Everything's numbers. Well, not everything.
Churchill Downs today announced a $37 million capital expenditure for luxury suites. People-be -going, wow, $37 million spending for a racetrack, and they'd be right. It is a big amount of money in this business. But, the numbers probably show it's the right thing to do, because Churchill isn't dumb, and they own the Kentucky Derby.
At $1,000 a person (this is likely higher) for the Derby only, we're talking $2M in revenue for one day. If Oaks day is added, at say half that revenue, we have another $1M. With simple payback time as a measure, it's a shade over ten years. This ignores the other days of the year where they will generate some revenue, and discount rates, NPV etc.

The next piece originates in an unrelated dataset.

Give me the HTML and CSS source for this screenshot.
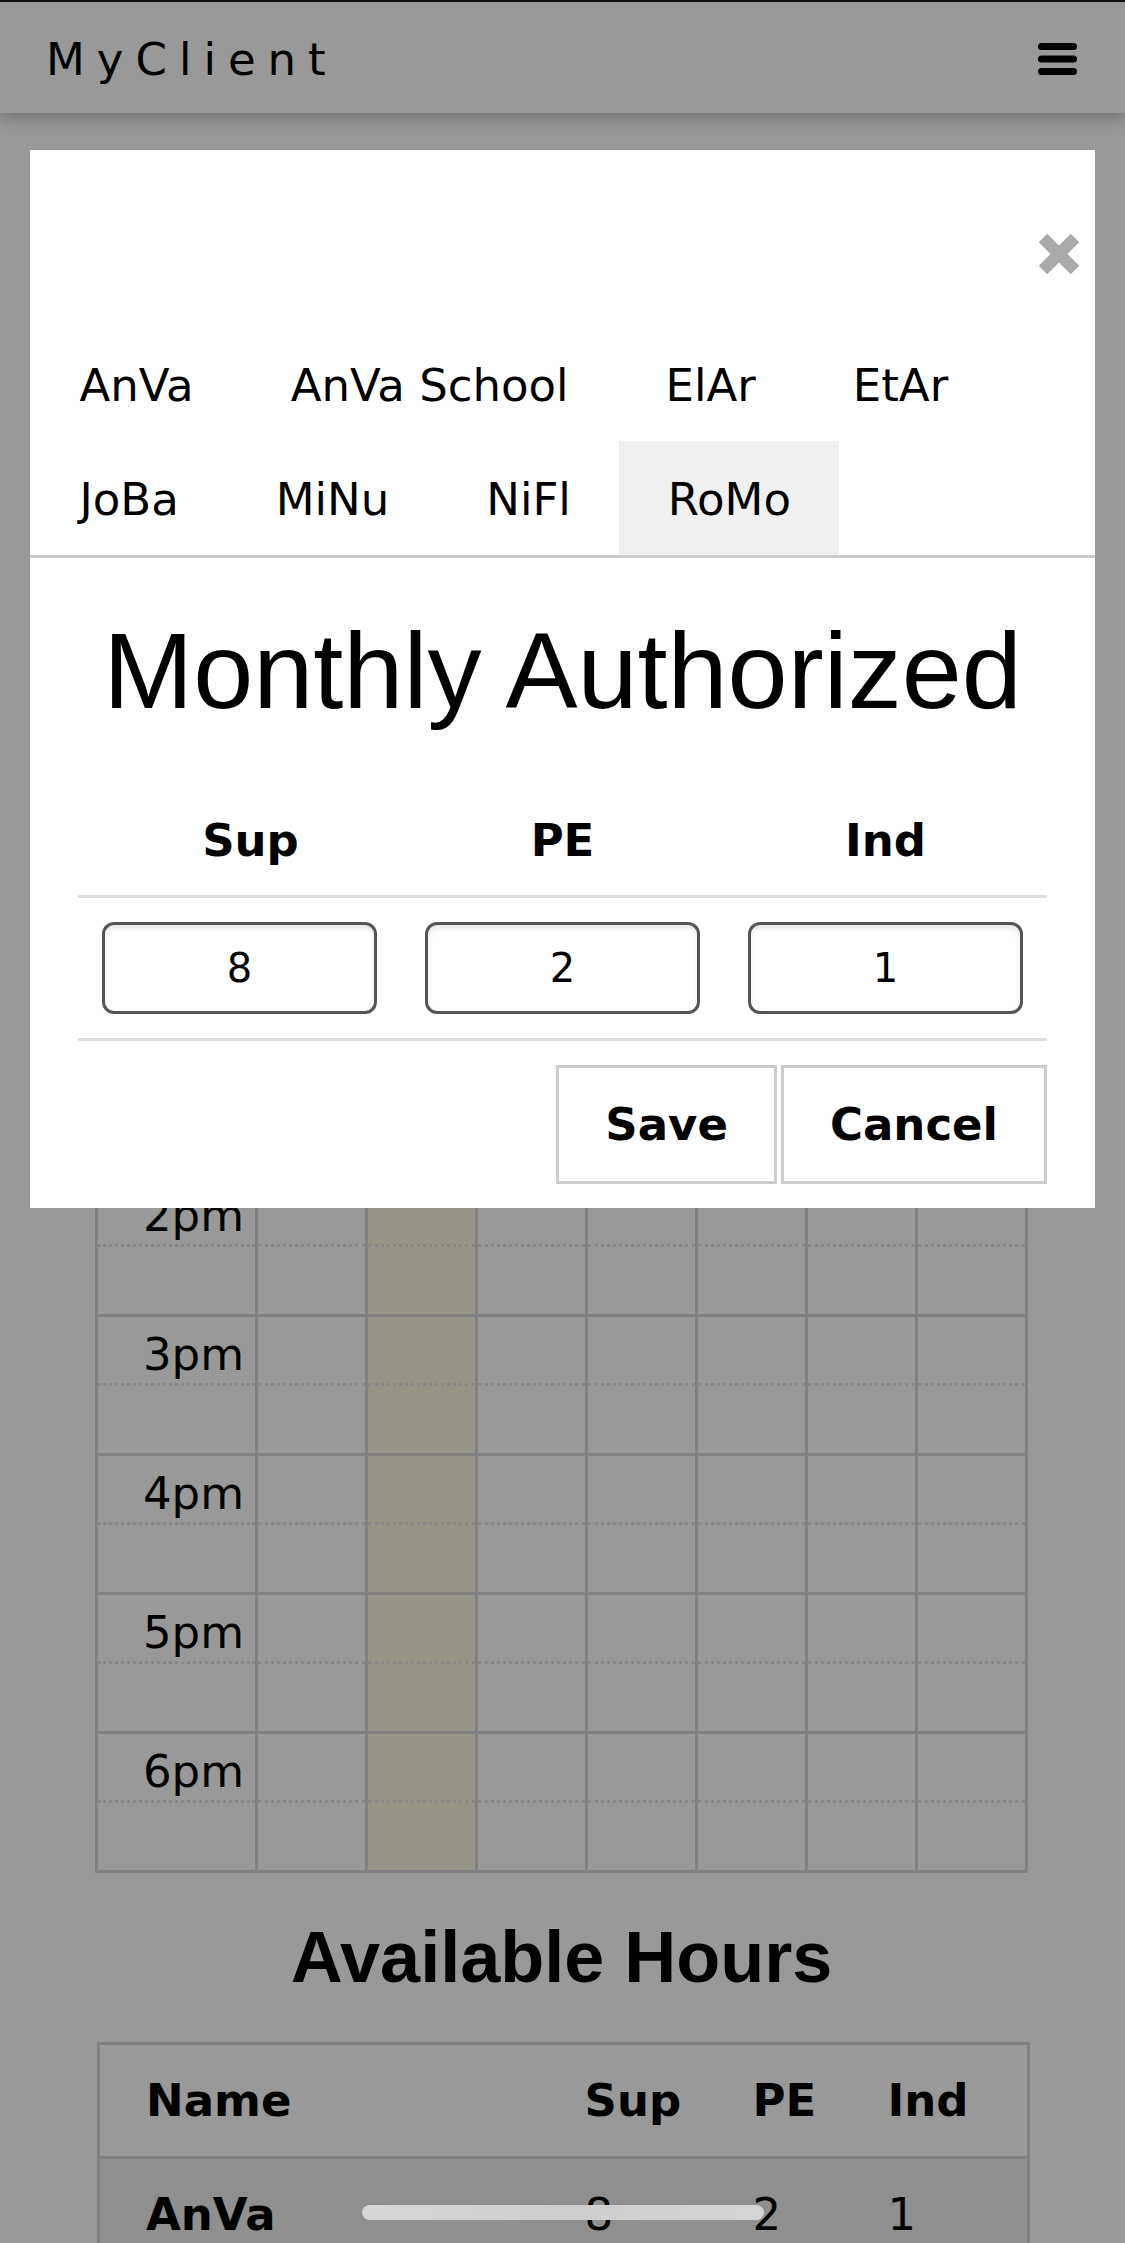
FILE: index.html
```html
<!DOCTYPE html>
<html lang="en">
<head>
<meta charset="utf-8">
<title>MyClient</title>
<link rel="stylesheet" href="styles.css">
</head>
<body>
<header class="nav">
  <div class="brand">MyClient</div>
  <button class="menu" aria-label="Menu">
    <svg width="39" height="32" viewBox="0 0 39 32"><rect x="0" y="0" width="39" height="7" rx="3.5"/><rect x="0" y="12.5" width="39" height="7" rx="3.5"/><rect x="0" y="25" width="39" height="7" rx="3.5"/></svg>
  </button>
</header>

<main class="page">
  <div class="week-bar">
    <span class="week-arrow">&lsaquo;</span>
    <span class="week-title">Week of March 3</span>
    <span class="week-arrow">&rsaquo;</span>
  </div>

  <div class="cal">
    <div class="cal-row cal-head">
      <div class="h"></div><div class="h">Sun</div><div class="h today">Mon</div><div class="h">Tue</div><div class="h">Wed</div><div class="h">Thu</div><div class="h">Fri</div><div class="h">Sat</div>
    </div>
    <div class="cal-row">
      <div class="c time">11am</div><div class="c"></div><div class="c today"></div><div class="c"></div><div class="c"></div><div class="c"></div><div class="c"></div><div class="c"></div>
    </div>
    <div class="cal-row">
      <div class="c time">12pm</div><div class="c"></div><div class="c today"></div><div class="c"></div><div class="c"></div><div class="c"></div><div class="c"></div><div class="c"></div>
    </div>
    <div class="cal-row">
      <div class="c time">1pm</div><div class="c"></div><div class="c today"></div><div class="c"></div><div class="c"></div><div class="c"></div><div class="c"></div><div class="c"></div>
    </div>
    <div class="cal-row">
      <div class="c time">2pm</div><div class="c"></div><div class="c today"></div><div class="c"></div><div class="c"></div><div class="c"></div><div class="c"></div><div class="c"></div>
    </div>
    <div class="cal-row">
      <div class="c time">3pm</div><div class="c"></div><div class="c today"></div><div class="c"></div><div class="c"></div><div class="c"></div><div class="c"></div><div class="c"></div>
    </div>
    <div class="cal-row">
      <div class="c time">4pm</div><div class="c"></div><div class="c today"></div><div class="c"></div><div class="c"></div><div class="c"></div><div class="c"></div><div class="c"></div>
    </div>
    <div class="cal-row">
      <div class="c time">5pm</div><div class="c"></div><div class="c today"></div><div class="c"></div><div class="c"></div><div class="c"></div><div class="c"></div><div class="c"></div>
    </div>
    <div class="cal-row">
      <div class="c time">6pm</div><div class="c"></div><div class="c today"></div><div class="c"></div><div class="c"></div><div class="c"></div><div class="c"></div><div class="c"></div>
    </div>
  </div>

  <h2 class="avail-title">Available Hours</h2>
  <table class="avail">
    <colgroup><col class="col-name"><col class="col-sup"><col class="col-pe"><col class="col-ind"></colgroup>
    <thead>
      <tr><th>Name</th><th>Sup</th><th>PE</th><th>Ind</th></tr>
    </thead>
    <tbody>
      <tr><td class="name">AnVa</td><td>8</td><td>2</td><td>1</td></tr>
      <tr><td class="name">AnVa School</td><td>4</td><td>0</td><td>0</td></tr>
      <tr><td class="name">ElAr</td><td>6</td><td>1</td><td>1</td></tr>
    </tbody>
  </table>
</main>

<div class="overlay"></div>

<div class="modal" role="dialog" aria-label="Monthly Authorized">
  <div class="modal-head">
    <button class="close" aria-label="Close">
      <svg width="40" height="40" viewBox="0 0 40 40"><path d="M4 4L36 36M36 4L4 36" stroke="#aaaaaa" stroke-width="12" fill="none"/></svg>
    </button>
  </div>
  <ul class="tabs">
    <li>AnVa</li>
    <li>AnVa School</li>
    <li>ElAr</li>
    <li>EtAr</li>
    <li>JoBa</li>
    <li>MiNu</li>
    <li>NiFl</li>
    <li class="active">RoMo</li>
  </ul>
  <div class="modal-body">
    <h1 class="modal-title">Monthly Authorized</h1>
    <table class="auth">
      <thead>
        <tr><th class="first">Sup</th><th>PE</th><th>Ind</th></tr>
      </thead>
      <tbody>
        <tr>
          <td><input class="num" type="text" value="8"></td>
          <td><input class="num" type="text" value="2"></td>
          <td><input class="num" type="text" value="1"></td>
        </tr>
      </tbody>
    </table>
    <div class="actions">
      <button class="btn">Save</button>
      <button class="btn">Cancel</button>
    </div>
  </div>
</div>

<div class="scroll-pill"></div>
</body>
</html>
```

FILE: styles.css
```css
html, body {
  overflow: hidden;
}

body {
  margin: 0;
  background: #ffffff;
  color: #000000;
  font-family: "DejaVu Sans", Verdana, sans-serif;
  font-size: 45px;
}

/* ---------- top nav ---------- */
.nav {
  box-sizing: border-box;
  height: 113px;
  border-top: 2px solid #1a1a1a;
  background: #ffffff;
  display: flex;
  justify-content: space-between;
  align-items: flex-start;
  padding: 0 48px 0 46px;
  box-shadow: 0 5px 16px rgba(0, 0, 0, 0.28);
  position: relative;
  z-index: 2;
}

.brand {
  margin-top: 32px;
  font-size: 45px;
  line-height: 52px;
  letter-spacing: 12px;
}

.menu {
  margin-top: 41px;
  padding: 0;
  border: 0;
  background: none;
  line-height: 0;
}

.menu svg {
  fill: #000000;
  display: block;
}

/* ---------- page ---------- */
.page {
  padding: 60px 97px 0 95px;
}

.week-bar {
  height: 445px;
  display: flex;
  align-items: center;
  justify-content: space-between;
  font-size: 45px;
}

.week-title {
  font-weight: bold;
}

.cal {
  width: 933px;
  box-sizing: border-box;
  border-top: 3px solid #d5d5d5;
  border-left: 3px solid #d5d5d5;
}

.cal-row {
  display: grid;
  grid-template-columns: 160px repeat(7, 110px);
}

.h {
  box-sizing: border-box;
  height: 140px;
  border-right: 3px solid #d5d5d5;
  border-bottom: 3px solid #d5d5d5;
  display: flex;
  align-items: center;
  justify-content: center;
  font-size: 30px;
  font-weight: bold;
}

.c {
  box-sizing: border-box;
  height: 139px;
  border-right: 3px solid #d5d5d5;
  border-bottom: 3px solid #d5d5d5;
  position: relative;
}

.c::after {
  content: "";
  position: absolute;
  left: 0;
  right: 0;
  top: 66px;
  border-top: 3px dotted #e2e2e2;
}

.today {
  background: #fcf8e3;
}

.time {
  text-align: right;
  padding: 12px 11px 0 0;
  font-size: 45px;
  line-height: 52px;
}

.avail-title {
  margin: 43px 0 44px;
  text-align: center;
  font-family: "Liberation Sans", Arial, sans-serif;
  font-weight: bold;
  font-size: 72px;
  line-height: normal;
}

.avail {
  width: 930px;
  margin-left: 2px;
  border-collapse: collapse;
  table-layout: fixed;
  border: 3px solid #d5d5d5;
}

.col-name { width: 440px; }
.col-sup { width: 168px; }
.col-pe { width: 135px; }
.col-ind { width: 187px; }

.avail th,
.avail td {
  padding: 29px 0 29px 46px;
  text-align: left;
  font-size: 45px;
  line-height: normal;
  border-bottom: 3px solid #d5d5d5;
}

.avail th,
.avail td.name {
  font-weight: bold;
}

.avail tbody tr:nth-child(odd) td {
  background: #eeeeee;
}

/* ---------- overlay + modal ---------- */
.overlay {
  position: fixed;
  inset: 0;
  background: rgba(0, 0, 0, 0.4);
  z-index: 10;
}

.modal {
  position: absolute;
  top: 150px;
  left: 30px;
  width: 1065px;
  background: #ffffff;
  z-index: 20;
}

.modal-head {
  box-sizing: border-box;
  height: 177px;
  padding: 84px 16px 0 0;
  display: flex;
  justify-content: flex-end;
  align-items: flex-start;
}

.close {
  padding: 0;
  border: 0;
  background: none;
  line-height: 0;
}

.close svg {
  display: block;
  overflow: visible;
}

.tabs {
  list-style: none;
  margin: 0;
  padding: 0 0 0 1px;
  display: flex;
  flex-wrap: wrap;
  border-bottom: 3px solid #cccccc;
}

.tabs li {
  padding: 33px 48.5px 29px;
  font-size: 45px;
  line-height: 52px;
  white-space: nowrap;
}

.tabs li.active {
  background: #f0f0f0;
}

.modal-body {
  padding: 50px 48px 24px;
}

.modal-title {
  margin: 0;
  text-align: center;
  font-family: "Liberation Sans", Arial, sans-serif;
  font-weight: normal;
  font-size: 108px;
  line-height: normal;
}

.auth {
  margin-top: 61px;
  width: 100%;
  border-collapse: collapse;
  table-layout: fixed;
}

.auth th {
  padding: 20px 24px 28px;
  font-size: 45px;
  font-weight: bold;
  text-align: center;
  line-height: normal;
  border-bottom: 3px solid #dddddd;
}

.auth th.first {
  padding-left: 46px;
}

.auth td {
  padding: 24px;
  border-bottom: 3px solid #dddddd;
}

.num {
  display: block;
  box-sizing: border-box;
  width: 100%;
  height: 92px;
  margin: 0;
  padding: 0;
  border: 3px solid #555555;
  border-radius: 12px;
  background: #ffffff;
  box-shadow: inset 0 3px 5px rgba(0, 0, 0, 0.1);
  font-family: "DejaVu Sans", Verdana, sans-serif;
  font-size: 40px;
  color: #000000;
  text-align: center;
}

.actions {
  margin-top: 24px;
  display: flex;
  justify-content: flex-end;
  gap: 4px;
}

.btn {
  box-sizing: border-box;
  height: 119px;
  padding: 0 46px;
  border: 3px solid #cccccc;
  background: #ffffff;
  color: #000000;
  font-family: "DejaVu Sans", Verdana, sans-serif;
  font-size: 45px;
  font-weight: bold;
}

.scroll-pill {
  position: fixed;
  left: 362px;
  top: 2205px;
  width: 402px;
  height: 15px;
  border-radius: 8px;
  background: linear-gradient(90deg, #d6d6d6, #cdcdcd 50%, #d4d4d4);
  z-index: 30;
}
```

It's nothing new. The Dallas Cowboys built an entire stadium for suites -- 300 in all - which bring in a couple of hundred million for 8 games (plus, I am assuming some other events). The new stadium in San Francisco sold $140 million in suites before turning over sod.
It's not going to work at Mountaineer and Penn, but I am sure the numbers show it will work for Churchill.
What's curious to me about the Derby and CDI itself is not its popularity, but when will the lemon be squeezed too much. With increases in general admission prices this week, plus more boxes at high rates, at what point will demand fall? I am sure the numbers will tell them, and they will adjust, but to me it's been an interesting question.
Fanduel and Draftkings ran some numbers of their own and merged this morning. They have protection in states which passed regulation to (ironically) protect consumers. Merging should allow them to raise prices more, and stifling competition will help. That, in my view, is a win for the two companies, a loss for their customers.
On the "let's not use numbers for the most part" front, we have racetrack marketing tactics, as described in HRU this morning. Marketing is about numbers in this day and age because almost everything can be measured. Spending $37 million is an exercise in projecting and discounting cash flows, developing IRR numbers and running formulas. Today's marketing in racing should be able to answer "if we spend $500,000 marketing X, what type of return will we get?" But it is unable to.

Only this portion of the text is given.